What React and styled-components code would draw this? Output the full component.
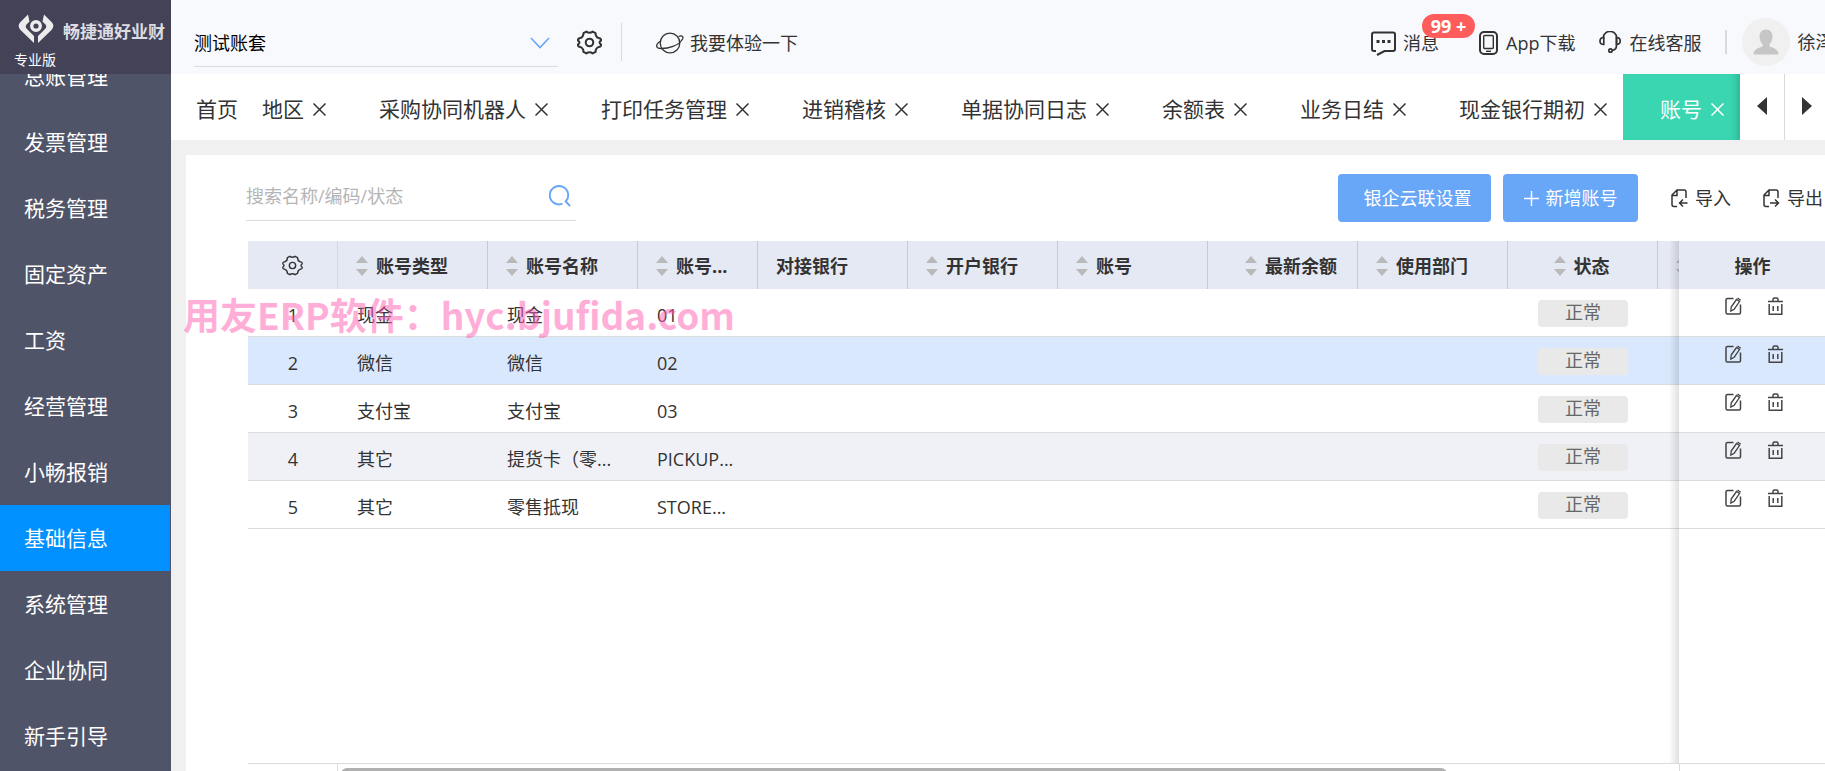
import React from 'react';
import styled, { createGlobalStyle, css } from 'styled-components';

const GlobalStyle = createGlobalStyle`
	*, *::before, *::after {
		box-sizing: border-box;
	}
	body {
		margin: 0;
		overflow: hidden;
		color: #333;
		font-family: 'Open Sans', 'Noto Sans CJK SC', sans-serif;
		font-size: 18px;
		line-height: 24px;
	}
	button, input, select {
		padding: 0;
		border: 0;
		background: none;
		color: inherit;
		font: inherit;
	}
	button {
		cursor: pointer;
	}
	a {
		color: inherit;
		text-decoration: none;
	}
	svg {
		display: block;
		flex: none;
	}
`;

const Shell = styled.div`
	display: grid;
	grid-template-columns: 171px minmax(0, 1fr);
	height: 100vh;
	overflow: hidden;
`;

const Sidebar = styled.aside`
	display: flex;
	flex-direction: column;
	min-height: 0;
	background: #505468;
	color: #fff;
`;

const Brand = styled.div`
	flex: none;
	display: flex;
	flex-direction: column;
	justify-content: space-between;
	height: 74px;
	padding: 14px 0 4px 14px;
	background: #434257;
`;

const BrandRow = styled.div`
	display: flex;
	align-items: center;
	gap: 9px;
	padding-left: 4px;
	color: #dcdce2;
	font-size: 17px;
	font-weight: 700;
	white-space: nowrap;
`;

const BrandName = styled.span`
	padding-top: 6px;
`;

const Edition = styled.span`
	font-size: 14px;
	line-height: 20px;
`;

const NavClip = styled.nav`
	flex: 1;
	display: flex;
	flex-direction: column;
	justify-content: flex-end;
	min-height: 0;
	padding-bottom: 2px;
	overflow: hidden;
`;

const NavLink = styled.a`
	flex: none;
	display: flex;
	align-items: center;
	height: 66px;
	margin-right: 1px;
	padding-left: 24px;
	background: ${({ $active }) => ($active ? '#0090ff' : 'transparent')};
	font-size: 21px;
`;

const Main = styled.main`
	display: flex;
	flex-direction: column;
	min-width: 0;
	min-height: 0;
	background: #f0f0f0;
`;

const TopBar = styled.header`
	flex: none;
	display: flex;
	align-items: center;
	height: 74px;
	padding-left: 23px;
	background: #f8f9fd;
	overflow: hidden;
	white-space: nowrap;
`;

const AccountField = styled.label`
	display: flex;
	align-items: center;
	align-self: flex-end;
	flex: none;
	width: 364px;
	height: 47px;
	margin-bottom: 7px;
	padding-right: 8px;
	border-bottom: 1px solid #dcdcdc;
	color: #000;
`;

const AccountSelect = styled.select`
	flex: 1;
	appearance: none;
	outline: none;
`;

const IconButton = styled.button`
	display: flex;
	align-items: center;
	justify-content: center;
`;

const SettingsButton = styled(IconButton)`
	margin: 10px 19px 0 19px;
`;

const Divider = styled.span`
	flex: none;
	width: ${({ $thick }) => ($thick ? 2 : 1)}px;
	height: ${({ $tall }) => ($tall ? 38 : 24)}px;
	margin-top: 10px;
	background: #d8dade;
`;

const TopLink = styled.a`
	position: relative;
	display: flex;
	align-items: center;
	gap: 8px;
	margin-top: 12px;
`;

const TryLink = styled(TopLink)`
	gap: 6px;
	margin-left: 34px;
`;

const TopLinks = styled.div`
	flex: none;
	display: flex;
	align-items: center;
	gap: 24px;
	width: 454px;
	margin-left: auto;
`;

const MessageLink = styled(TopLink)`
	gap: 7px;
	margin-right: 16px;
`;

const Badge = styled.span`
	position: absolute;
	top: -17px;
	left: 51px;
	width: 53px;
	height: 24px;
	border-radius: 12px;
	background: #ff5c5c;
	color: #fff;
	font-weight: 700;
	text-align: center;
`;

const Profile = styled.a`
	display: flex;
	align-items: center;
	gap: 7px;
	margin-left: -9px;
	margin-top: 10px;
`;

const TabBar = styled.div`
	flex: none;
	display: flex;
	height: 66px;
	background: #fff;
`;

const Tabs = styled.div`
	flex: 1;
	display: flex;
	min-width: 0;
	overflow: hidden;
	font-size: 21px;
	white-space: nowrap;
`;

const Tab = styled.div`
	flex: none;
	display: flex;
	align-items: center;
	gap: 9px;
	padding: 4px 16px 0 ${({ $first }) => ($first ? 24 : 37)}px;
	${({ $active }) =>
		$active &&
		css`
			background: #3ad6b2;
			box-shadow: inset -8px 0 8px -6px rgba(0, 80, 60, 0.3);
			color: #fff;
		`}
`;

const HomeTab = styled(Tab)`
	padding: 4px 0 0 25px;
`;

const TabArrow = styled(IconButton)`
	flex: none;
	width: 44px;
	padding-bottom: 2px;
	& + & {
		width: 41px;
		padding-left: 3px;
		border-left: 1px solid #d9d9d9;
	}
`;

const Panel = styled.section`
	flex: 1;
	display: flex;
	flex-direction: column;
	min-height: 0;
	margin: 15px 0 0 15px;
	background: #fff;
`;

const Toolbar = styled.div`
	flex: none;
	display: flex;
	align-items: flex-start;
	height: 86px;
	padding: 19px 2px 0 60px;
`;

const SearchField = styled.label`
	display: flex;
	align-items: center;
	width: 330px;
	height: 47px;
	padding-right: 5px;
	padding-bottom: 2px;
	border-bottom: 1px solid #dcdcdc;
`;

const SearchInput = styled.input`
	flex: 1;
	min-width: 0;
	outline: none;
	&::placeholder {
		color: #b5b5b5;
		opacity: 1;
	}
`;

const Actions = styled.div`
	display: flex;
	align-items: center;
	height: 48px;
	margin-left: auto;
`;

const PrimaryButton = styled.button`
	display: flex;
	align-items: center;
	justify-content: center;
	gap: 7px;
	width: ${({ $wide }) => ($wide ? 153 : 135)}px;
	height: 48px;
	margin-right: 12px;
	padding-left: ${({ $wide }) => ($wide ? 6 : 0)}px;
	border-radius: 4px;
	background: #68a6f8;
	color: #fff;
`;

const PlainButton = styled(IconButton)`
	gap: 7px;
	margin-left: ${({ $last }) => ($last ? 32 : 21)}px;
`;

const TableArea = styled.div`
	position: relative;
	flex: 1;
	min-height: 0;
	margin-left: 62px;
	overflow: hidden;
`;

const Table = styled.table`
	width: 1581px;
	border-collapse: separate;
	border-spacing: 0;
	table-layout: fixed;
`;

const HeadCell = styled.th`
	height: 48px;
	padding: 1px 20px 0 18px;
	border-right: 1px solid ${({ $pinned }) => ($pinned ? 'transparent' : '#c9c9c9')};
	background: #e5e9f4;
	text-align: left;
	white-space: nowrap;
	${({ $clipped }) => $clipped && 'padding-right: 0; border: 0; overflow: hidden;'}
	${({ $lead }) => $lead && 'border-right-color: #d5d8e0; padding: 0;'}
`;

const HeadLabel = styled.span`
	display: flex;
	align-items: center;
	justify-content: ${({ $align }) => $align || 'flex-start'};
	gap: 8px;
`;

const Row = styled.tr`
	background: ${({ $tone }) => $tone || '#fff'};
`;

const Cell = styled.td`
	height: 48px;
	padding: ${({ $number }) => ($number ? '4px 0 0' : '4px 0 0 19px')};
	border-bottom: 1px solid #dcdcdc;
	text-align: ${({ $number }) => ($number ? 'center' : 'left')};
	white-space: nowrap;
`;

const StatusCell = styled(Cell)`
	padding: 1px 30px 0 30px;
`;

const Status = styled.span`
	display: block;
	height: 27px;
	border-radius: 4px;
	background: #e9e9e9;
	color: #666;
	text-align: center;
`;

const ActionCell = styled(Cell)`
	padding: 0 0 13px 46px;
`;

const RowActions = styled.div`
	display: flex;
	align-items: center;
	gap: 26px;
`;

const PinnedShadow = styled.div`
	position: absolute;
	top: 0;
	bottom: 0;
	left: 1421px;
	width: 10px;
	background: linear-gradient(to right, transparent, rgba(0, 0, 0, 0.12));
	pointer-events: none;
`;

const ScrollRow = styled.div`
	flex: none;
	display: grid;
	grid-template-columns: 90px 1342px 1fr;
	height: 8px;
	margin-left: 62px;
	border-top: 1px solid #dcdcdc;
`;

const ScrollCell = styled.div`
	padding: 4px 0 0 3px;
	border-right: 1px solid #dcdcdc;
	overflow: hidden;
`;

const ScrollThumb = styled.div`
	width: 1106px;
	height: 12px;
	border-radius: 6px;
	background: #b0b0b0;
`;

const Watermark = styled.div`
	position: absolute;
	top: 290px;
	left: 183px;
	color: rgba(255, 94, 178, 0.5);
	font-family: 'Noto Sans CJK SC', sans-serif;
	font-size: 37px;
	font-weight: 700;
	line-height: 48px;
	white-space: nowrap;
	pointer-events: none;
`;

const LogoIcon = () => (
	<svg width="36" height="30" viewBox="0 0 36 30" fill="none">
		<path d="M10 0.5L2 8.5Q-1 12 2.5 16L16 29V22L8.5 14.5Q7 12.5 8.5 10.5L11.5 7.5Z" fill="#ececec" />
		<path d="M26 0.5L34 8.5Q37 12 33.5 16L20 29V22L27.5 14.5Q29 12.5 27.5 10.5L24.5 7.5Z" fill="#ececec" />
		<circle cx="18" cy="12" r="4.3" stroke="#ececec" strokeWidth="3.4" />
	</svg>
);

const ChevronIcon = () => (
	<svg width="20" height="12" viewBox="0 0 20 12" fill="none" stroke="#68a6f8" strokeWidth="1.6">
		<path d="M1 1L10 10.5L19 1" />
	</svg>
);

const GearIcon = ({ size = 24, stroke = 2 }) => (
	<svg width={size} height={size} viewBox="0 0 24 24" fill="none" stroke="#333" strokeWidth={stroke} strokeLinejoin="round">
		<path d="M9 1.5Q12 3.7 15 1.5L17.8 3Q17.8 6.8 21.2 7.8Q22.8 8 23 9V10.3Q20.3 12 23 13.7V15Q22.8 16 21.2 16.2Q17.8 17.2 17.8 21L15 22.5Q12 20.3 9 22.5L6.2 21Q6.2 17.2 2.8 16.2Q1.2 16 1 15V13.7Q3.7 12 1 10.3V9Q1.2 8 2.8 7.8Q6.2 6.8 6.2 3Z" />
		<circle cx="12" cy="12" r="3.6" />
	</svg>
);

const PlanetIcon = () => (
	<svg width="28" height="22" viewBox="0 0 28 22" fill="none" stroke="#333" strokeWidth="1.3">
		<circle cx="14" cy="11" r="9.8" />
		<path d="M4.4 9.2C-1 12.5 -0.5 16.5 5.5 16.5C13 16.5 22 13.5 25.5 8.5C28.5 5 26.5 3 22.5 4.5" />
	</svg>
);

const MessageIcon = () => (
	<svg width="25" height="25" viewBox="0 0 25 25" fill="none" stroke="#333" strokeWidth="2">
		<path d="M5 20H3Q1 20 1 18V3.5Q1 1.5 3 1.5H22Q24 1.5 24 3.5V18Q24 20 22 20H13.5L6 24" />
		<path d="M5.5 10.5H8.5M11 10.5H14M16.5 10.5H19.5" strokeWidth="3" />
	</svg>
);

const PhoneIcon = () => (
	<svg width="19" height="24" viewBox="0 0 19 24" fill="none" stroke="#333">
		<rect x="1" y="1" width="17" height="22" rx="4" strokeWidth="2" />
		<rect x="4.7" y="4.5" width="9.6" height="13" rx="1" strokeWidth="1.4" />
		<path d="M7 20.3H12" strokeWidth="1.4" />
	</svg>
);

const HeadsetIcon = () => (
	<svg width="22" height="24" viewBox="0 0 22 24" fill="none" stroke="#333" strokeWidth="1.7">
		<path d="M4.5 7V6A6.5 5.5 0 0 1 17.5 6V14.5Q17.5 18.5 13.5 19.5" />
		<path d="M4.8 6.5V13.5Q1 13.5 1 10T4.8 6.5ZM17.5 6.5V13.5Q21.2 13.5 21.2 10T17.5 6.5Z" />
		<circle cx="11.5" cy="19.5" r="1.7" />
	</svg>
);

const AvatarIcon = () => (
	<svg width="48" height="48" viewBox="0 0 48 48">
		<circle cx="24" cy="24" r="24" fill="#f0f0f0" />
		<path d="M24 11.5C28 11.5 30.5 14.5 30.5 18.5C30.5 22 29 24.5 27.5 26V28.5C32 30 36.5 31.5 36.5 36.5H11.5C11.5 31.5 16 30 20.5 28.5V26C19 24.5 17.5 22 17.5 18.5C17.5 14.5 20 11.5 24 11.5Z" fill="#c6c6c6" />
	</svg>
);

const CloseIcon = () => (
	<svg width="13" height="13" viewBox="0 0 13 13" fill="none" stroke="currentColor" strokeWidth="1.5">
		<path d="M0.5 0.5L12.5 12.5M12.5 0.5L0.5 12.5" />
	</svg>
);

const ArrowIcon = ({ right }) => (
	<svg width="10" height="18" viewBox="0 0 10 18" fill="#333">
		<path d={right ? 'M0 0L10 9L0 18Z' : 'M10 0L0 9L10 18Z'} />
	</svg>
);

const SearchIcon = () => (
	<svg width="22" height="22" viewBox="0 0 22 22" fill="none" stroke="#68a6f8" strokeWidth="1.9">
		<path d="M13.5 18.7A9.2 9.2 0 1 1 16.7 16.5L21 21" />
	</svg>
);

const PlusIcon = () => (
	<svg width="15" height="15" viewBox="0 0 15 15" stroke="#fff" strokeWidth="1.5">
		<path d="M7.5 0V15M0 7.5H15" />
	</svg>
);

const TransferIcon = ({ out }) => (
	<svg width="17" height="19" viewBox="0 0 17 19" fill="none" stroke="#333" strokeWidth="1.5">
		<path d="M6 17.5H3Q1 17.5 1 15.5V6L6 1H13Q15 1 15 3V9M1 6.5H6V1" />
		<path d={out ? 'M7 14H15.5M12 10.5L15.5 14L12 17.5' : 'M16.5 14H8.5M12 10.5L8.5 14L12 17.5'} />
	</svg>
);

const SortIcon = () => (
	<svg width="12" height="20" viewBox="0 0 12 20" fill="#b9b9b9">
		<path d="M6 0L12 7H0ZM6 20L12 13H0Z" />
	</svg>
);

const EditIcon = () => (
	<svg width="17" height="18" viewBox="0 0 17 18" fill="none" stroke="#444" strokeWidth="1.5">
		<path d="M8.5 1.5H2.5Q1 1.5 1 3V15.5Q1 17 2.5 17H14Q15.5 17 15.5 15.5V7.5" />
		<path d="M6.2 10L11.5 2.5L14.5 4.5L9.2 12.2L5.8 14ZM12.5 1L15.7 3.2" strokeWidth="1.3" />
	</svg>
);

const TrashIcon = () => (
	<svg width="15" height="18" viewBox="0 0 15 18" fill="none" stroke="#444" strokeWidth="1.5">
		<path d="M0 4.5H15M5 4.5V2.5Q5 1 6.5 1H8.5Q10 1 10 2.5V4.5M1.2 7V17.2H13.8V7M5.2 9V14M9.8 9V14" />
	</svg>
);

const navItems = [
	'总账管理',
	'发票管理',
	'税务管理',
	'固定资产',
	'工资',
	'经营管理',
	'小畅报销',
	'基础信息',
	'系统管理',
	'企业协同',
	'新手引导',
];

const tabs = [
	'地区',
	'采购协同机器人',
	'打印任务管理',
	'进销稽核',
	'单据协同日志',
	'余额表',
	'业务日结',
	'现金银行期初',
	'账号',
];

const columns = [
	{ title: '账号类型', width: 150, sort: true },
	{ title: '账号名称', width: 150, sort: true },
	{ title: '账号...', width: 120, sort: true },
	{ title: '对接银行', width: 150 },
	{ title: '开户银行', width: 150, sort: true },
	{ title: '账号', width: 150, sort: true },
	{ title: '最新余额', width: 150, sort: true, align: 'flex-end' },
	{ title: '使用部门', width: 150, sort: true },
	{ title: '状态', width: 150, sort: true, align: 'center' },
];

const accounts = [
	{ type: '现金', name: '现金', code: '01' },
	{ type: '微信', name: '微信', code: '02', tone: '#dae8fe' },
	{ type: '支付宝', name: '支付宝', code: '03' },
	{ type: '其它', name: '提货卡（零...', code: 'PICKUP...', tone: '#f0f1f7' },
	{ type: '其它', name: '零售抵现', code: 'STORE...' },
];

const AccountTable = () => (
	<Table>
		<colgroup>
			<col width="90" />
			{columns.map(({ title, width }) => (
				<col key={title} width={width} />
			))}
			<col width="21" />
			<col width="150" />
		</colgroup>
		<thead>
			<tr>
				<HeadCell $lead>
					<HeadLabel $align="center">
						<GearIcon size={21} stroke={1.6} />
					</HeadLabel>
				</HeadCell>
				{columns.map(({ title, sort, align }) => (
					<HeadCell key={title}>
						<HeadLabel $align={align}>
							{sort && <SortIcon />}
							{title}
						</HeadLabel>
					</HeadCell>
				))}
				<HeadCell $clipped>
					<SortIcon />
				</HeadCell>
				<HeadCell $pinned>
					<HeadLabel $align="center">操作</HeadLabel>
				</HeadCell>
			</tr>
		</thead>
		<tbody>
			{accounts.map(({ type, name, code, tone }, index) => (
				<Row key={code} $tone={tone}>
					<Cell $number>{index + 1}</Cell>
					<Cell>{type}</Cell>
					<Cell>{name}</Cell>
					<Cell>{code}</Cell>
					<Cell />
					<Cell />
					<Cell />
					<Cell />
					<Cell />
					<StatusCell>
						<Status>正常</Status>
					</StatusCell>
					<Cell />
					<ActionCell>
						<RowActions>
							<IconButton aria-label="编辑">
								<EditIcon />
							</IconButton>
							<IconButton aria-label="删除">
								<TrashIcon />
							</IconButton>
						</RowActions>
					</ActionCell>
				</Row>
			))}
		</tbody>
	</Table>
);

const App = () => (
	<>
		<GlobalStyle />
		<Shell>
			<Sidebar>
				<Brand>
					<BrandRow>
						<LogoIcon />
						<BrandName>畅捷通好业财</BrandName>
					</BrandRow>
					<Edition>专业版</Edition>
				</Brand>
				<NavClip>
					{navItems.map(item => (
						<NavLink key={item} href="#" $active={item === '基础信息'}>
							{item}
						</NavLink>
					))}
				</NavClip>
			</Sidebar>
			<Main>
				<TopBar>
					<AccountField>
						<AccountSelect aria-label="账套">
							<option>测试账套</option>
						</AccountSelect>
						<ChevronIcon />
					</AccountField>
					<SettingsButton aria-label="设置">
						<GearIcon size={25} />
					</SettingsButton>
					<Divider $tall />
					<TryLink href="#">
						<PlanetIcon />
						我要体验一下
					</TryLink>
					<TopLinks>
						<MessageLink href="#">
							<MessageIcon />
							消息
							<Badge>99 +</Badge>
						</MessageLink>
						<TopLink href="#">
							<PhoneIcon />
							App下载
						</TopLink>
						<TopLink href="#">
							<HeadsetIcon />
							在线客服
						</TopLink>
						<Divider $thick />
						<Profile href="#">
							<AvatarIcon />
							徐泽
						</Profile>
					</TopLinks>
				</TopBar>
				<TabBar>
					<Tabs>
						<HomeTab>首页</HomeTab>
						{tabs.map((tab, index) => (
							<Tab key={tab} $first={index === 0} $active={tab === '账号'}>
								{tab}
								<IconButton aria-label="关闭">
									<CloseIcon />
								</IconButton>
							</Tab>
						))}
					</Tabs>
					<TabArrow aria-label="向左">
						<ArrowIcon />
					</TabArrow>
					<TabArrow aria-label="向右">
						<ArrowIcon right />
					</TabArrow>
				</TabBar>
				<Panel>
					<Toolbar>
						<SearchField>
							<SearchInput aria-label="搜索" placeholder="搜索名称/编码/状态" />
							<SearchIcon />
						</SearchField>
						<Actions>
							<PrimaryButton $wide>银企云联设置</PrimaryButton>
							<PrimaryButton>
								<PlusIcon />
								新增账号
							</PrimaryButton>
							<PlainButton>
								<TransferIcon />
								导入
							</PlainButton>
							<PlainButton $last>
								<TransferIcon out />
								导出
							</PlainButton>
						</Actions>
					</Toolbar>
					<TableArea>
						<AccountTable />
						<PinnedShadow />
					</TableArea>
					<ScrollRow>
						<ScrollCell />
						<ScrollCell>
							<ScrollThumb />
						</ScrollCell>
					</ScrollRow>
				</Panel>
			</Main>
		</Shell>
		<Watermark>用友ERP软件：hyc.bjufida.com</Watermark>
	</>
);

export default App;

-=-=-

Instructions for the task – Copy out each line in the listing that has the word "components".

Solution to this exercise –
What React and styled-components code would draw this? Output the full component.
import styled, { createGlobalStyle, css } from 'styled-components';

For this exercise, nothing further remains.